Üzerinde durduğumuz soru çok önemli bir sorudur. Hristiyan Kilisesi’nin en başından beri İsa Mesih’in tanrılığına inandığını daha önce görmüştük. Ayrıca Kilise’nin İsa’yı kendi tanrılığını öğretiyor olarak tarif ettiğini de gördük.
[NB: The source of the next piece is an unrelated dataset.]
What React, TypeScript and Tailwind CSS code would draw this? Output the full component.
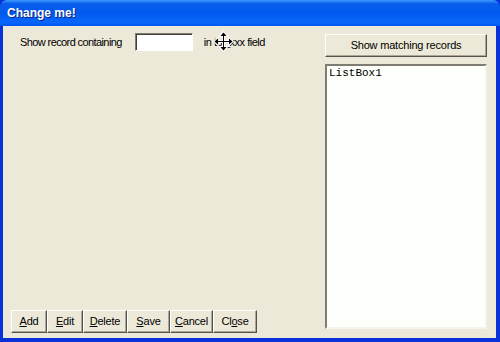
import React from "react";

const font = { fontFamily: '"Liberation Sans", Arial, sans-serif' };

function Btn({ label, u, w }: { label: string; u: number; w: string }) {
  return (
    <div
      className={`${w} h-[23px] flex items-center justify-center bg-[#ECE9D8] border border-t-white border-l-white border-r-[#55544c] border-b-[#55544c] shadow-[inset_-1px_-1px_0_#aca899] text-[11px] text-black whitespace-nowrap tracking-[-0.2px]`}
      style={font}
    >
      {u < 0 ? (
        <span>{label}</span>
      ) : (
        <span>
          {label.slice(0, u)}
          <span className="underline">{label.slice(u, u + 1)}</span>
          {label.slice(u + 1)}
        </span>
      )}
    </div>
  );
}

function MoveCursor() {
  return (
    <svg width="21" height="21" viewBox="0 0 21 21" className="absolute left-[210px] top-[5px]">
      <g stroke="white" strokeWidth="3" fill="none">
        <path d="M10.5 2 V19 M2 10.5 H19" />
      </g>
      <g fill="white" stroke="white" strokeWidth="1.5">
        <path d="M10.5 1 L7 5 H14 Z" />
        <path d="M10.5 20 L7 16 H14 Z" />
        <path d="M1 10.5 L5 7 V14 Z" />
        <path d="M20 10.5 L16 7 V14 Z" />
      </g>
      <g stroke="black" strokeWidth="1" fill="none">
        <path d="M10.5 3 V18 M3 10.5 H18" />
      </g>
      <g fill="black">
        <path d="M10.5 1.5 L7.5 5 H13.5 Z" />
        <path d="M10.5 19.5 L7.5 16 H13.5 Z" />
        <path d="M1.5 10.5 L5 7.5 V13.5 Z" />
        <path d="M19.5 10.5 L16 7.5 V13.5 Z" />
      </g>
    </svg>
  );
}

export default function App() {
  return (
    <div className="w-[500px] h-[342px] flex flex-col bg-[#0831D9] overflow-hidden" style={font}>
      <div className="h-[26px] shrink-0 rounded-t-[7px] bg-[linear-gradient(180deg,#3C9BFF_0%,#0A5EEB_14%,#0058EE_50%,#0A66FA_85%,#0058F0_100%)] flex items-center pl-[7px]">
        <span className="text-white font-bold text-[12px] [text-shadow:1px_1px_0_#0a1f80]" style={font}>
          Change me!
        </span>
      </div>
      <div className="flex-1 flex mx-[3px] mr-[4px] mb-[4px] bg-[#ECE9D8] relative">
        <div className="flex-1 flex flex-col justify-between pl-[8px] pb-[5px]">
          <div className="flex items-center pt-[7px] pl-[9px] text-[11px] text-black">
            <span className="tracking-[-0.6px]">Show record containing</span>
            <div className="ml-[13px] w-[58px] h-[18px] bg-white border border-t-[#7f7d72] border-l-[#7f7d72] border-r-white border-b-white shadow-[inset_1px_1px_0_#404040]" />
            <span className="ml-[11px] tracking-[-0.5px]">in tbl_xxx field</span>
          </div>
          <div className="flex">
            <Btn label="Add" u={0} w="w-[36px]" />
            <Btn label="Edit" u={0} w="w-[36px]" />
            <Btn label="Delete" u={0} w="w-[44px]" />
            <Btn label="Save" u={0} w="w-[43px]" />
            <Btn label="Cancel" u={0} w="w-[43px]" />
            <Btn label="Close" u={2} w="w-[44px]" />
          </div>
        </div>
        <div className="w-[162px] mr-[9px] flex flex-col pt-[8px] pb-[9px]">
          <Btn label="Show matching records" u={-1} w="w-full" />
          <div className="mt-[7px] flex-1 bg-[#FDFFFA] border-2 border-t-[#7f7d72] border-l-[#7f7d72] border-r-[#f4f3ee] border-b-[#f4f3ee] px-[2px] pt-[1px]">
            <div className="text-[11px] leading-[13px] text-black" style={{ fontFamily: '"Liberation Mono", "Courier New", monospace' }}>
              ListBox1
            </div>
          </div>
        </div>
        <MoveCursor />
      </div>
    </div>
  );
}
O halde, İsa’nın Tanrı olup olmadığı sorusundan ayrı olarak, eğer İsa’nın tanrılığını öğrettiğini gösterebilirsek, erken Kilise’nin inancı ve öğretisi için bir açıklamamız olur; ama eğer İsa tanrılığını öğretmediyse, o zaman Hristiyan Kilisesi’nin İsa’sı gerçek İsa değildir ve Mesih’in Kilisesi on dokuz yüzyıldır büyük bir yanılsama içerisinde var olmaktadır.

“İsa, kendisinin Tanrı olduğunu öğretti mi?” sorusuna verilecek bir yanıt bizi yeryüzünde yaşamış ve konuşmuş olan Mesih’e geri götürmelidir. Bu nedenle iki meseleyi ele alacağız: deliller ve delillerin güvenilirliği.

Delillerin incelenmesi, ilk olarak, Mesih’in yaşamı ve öğretisine ilişkin tek bilgi kaynağımızın ilk Hristiyan Kilisesi’nin literatürü, yani dört kanonik İncil’de bulunan İsa’nın anlatıları olduğunu ortaya koymaktadır.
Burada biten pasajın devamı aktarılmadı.